Post-Completion Operations
Purpose
After the grand opening, the aquarium should remain a living destination.
Ongoing Uses
- New animal exhibits
- Seasonal decorations
- Community tours
- Lore updates
- Future Minecraft update integration
- Expansion episodes
- Maintenance streams
Expansion Review
After completion, reserve areas should be reviewed for:
- New mobs
- New aquatic blocks
- New biome displays
- New lore connections
- New outdoor attractions
Final Operational Standard
The Grand Aquarium is operational only when all of the following are true:
- Public paths are complete.
- Service paths are complete.
- Major exhibits are accessible from behind the scenes.

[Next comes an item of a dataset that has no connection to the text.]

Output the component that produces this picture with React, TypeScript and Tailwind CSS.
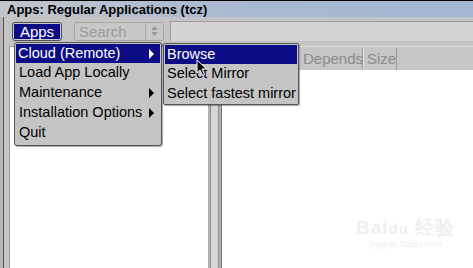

- Backup populations exist where practical.
- Animal handling supplies are stocked.
- Dangerous exhibits have safety systems.
- The underwater walkway has emergency repair supplies.
- Exhibit records exist.
- Future expansion space remains available.
The aquarium should never be treated as a static structure.
It is a living public institution.
It requires care, documentation, maintenance, and future planning.
That is what separates it from a simple build and makes it worthy of The Forgelands.